To be done:
Retype the whole listing, please, keeping every line exact and dropping the pictures.

Data:
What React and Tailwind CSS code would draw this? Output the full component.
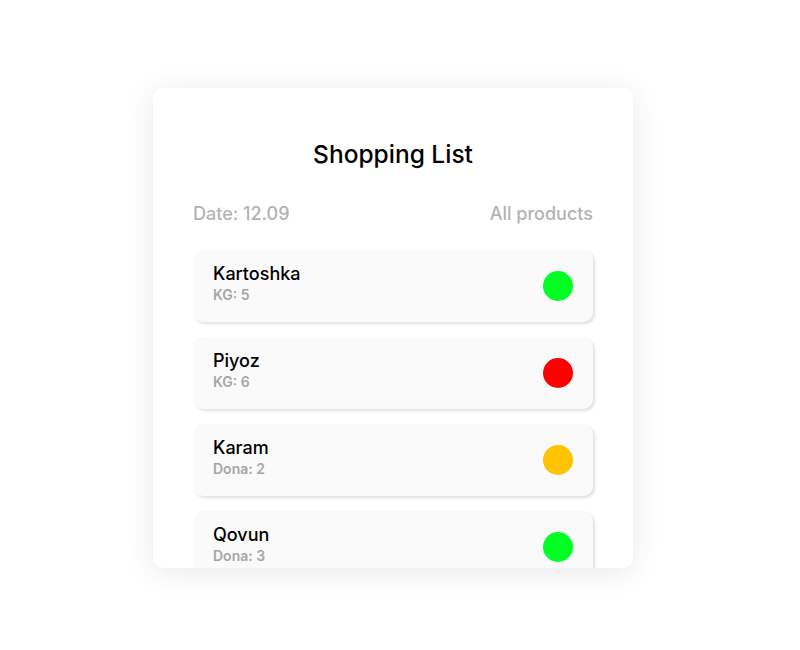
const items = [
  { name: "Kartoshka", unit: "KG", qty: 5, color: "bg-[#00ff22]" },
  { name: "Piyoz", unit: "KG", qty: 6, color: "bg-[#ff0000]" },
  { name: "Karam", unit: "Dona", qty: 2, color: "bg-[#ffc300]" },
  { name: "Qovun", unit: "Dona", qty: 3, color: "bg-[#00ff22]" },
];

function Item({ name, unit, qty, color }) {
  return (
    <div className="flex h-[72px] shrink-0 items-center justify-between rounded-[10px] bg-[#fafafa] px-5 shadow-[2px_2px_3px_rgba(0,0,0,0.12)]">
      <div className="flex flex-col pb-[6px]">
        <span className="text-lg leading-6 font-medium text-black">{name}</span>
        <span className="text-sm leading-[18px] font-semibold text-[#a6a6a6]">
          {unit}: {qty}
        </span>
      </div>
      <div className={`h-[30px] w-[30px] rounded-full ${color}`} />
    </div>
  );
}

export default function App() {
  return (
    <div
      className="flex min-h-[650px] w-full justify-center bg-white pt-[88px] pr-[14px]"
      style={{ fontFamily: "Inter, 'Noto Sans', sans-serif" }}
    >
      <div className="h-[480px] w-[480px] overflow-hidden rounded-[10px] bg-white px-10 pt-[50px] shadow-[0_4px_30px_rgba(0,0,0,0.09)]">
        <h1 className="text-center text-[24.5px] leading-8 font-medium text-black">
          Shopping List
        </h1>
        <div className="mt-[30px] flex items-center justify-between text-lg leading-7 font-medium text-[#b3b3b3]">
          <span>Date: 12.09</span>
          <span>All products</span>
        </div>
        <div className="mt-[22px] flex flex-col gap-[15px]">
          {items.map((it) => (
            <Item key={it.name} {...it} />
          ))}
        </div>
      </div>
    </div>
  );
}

Result of this task:
What React and Tailwind CSS code would draw this? Output the full component.
const items = [
  { name: "Kartoshka", unit: "KG", qty: 5, color: "bg-[#00ff22]" },
  { name: "Piyoz", unit: "KG", qty: 6, color: "bg-[#ff0000]" },
  { name: "Karam", unit: "Dona", qty: 2, color: "bg-[#ffc300]" },
  { name: "Qovun", unit: "Dona", qty: 3, color: "bg-[#00ff22]" },
];

function Item({ name, unit, qty, color }) {
  return (
    <div className="flex h-[72px] shrink-0 items-center justify-between rounded-[10px] bg-[#fafafa] px-5 shadow-[2px_2px_3px_rgba(0,0,0,0.12)]">
      <div className="flex flex-col pb-[6px]">
        <span className="text-lg leading-6 font-medium text-black">{name}</span>
        <span className="text-sm leading-[18px] font-semibold text-[#a6a6a6]">
          {unit}: {qty}
        </span>
      </div>
      <div className={`h-[30px] w-[30px] rounded-full ${color}`} />
    </div>
  );
}

export default function App() {
  return (
    <div
      className="flex min-h-[650px] w-full justify-center bg-white pt-[88px] pr-[14px]"
      style={{ fontFamily: "Inter, 'Noto Sans', sans-serif" }}
    >
      <div className="h-[480px] w-[480px] overflow-hidden rounded-[10px] bg-white px-10 pt-[50px] shadow-[0_4px_30px_rgba(0,0,0,0.09)]">
        <h1 className="text-center text-[24.5px] leading-8 font-medium text-black">
          Shopping List
        </h1>
        <div className="mt-[30px] flex items-center justify-between text-lg leading-7 font-medium text-[#b3b3b3]">
          <span>Date: 12.09</span>
          <span>All products</span>
        </div>
        <div className="mt-[22px] flex flex-col gap-[15px]">
          {items.map((it) => (
            <Item key={it.name} {...it} />
          ))}
        </div>
      </div>
    </div>
  );
}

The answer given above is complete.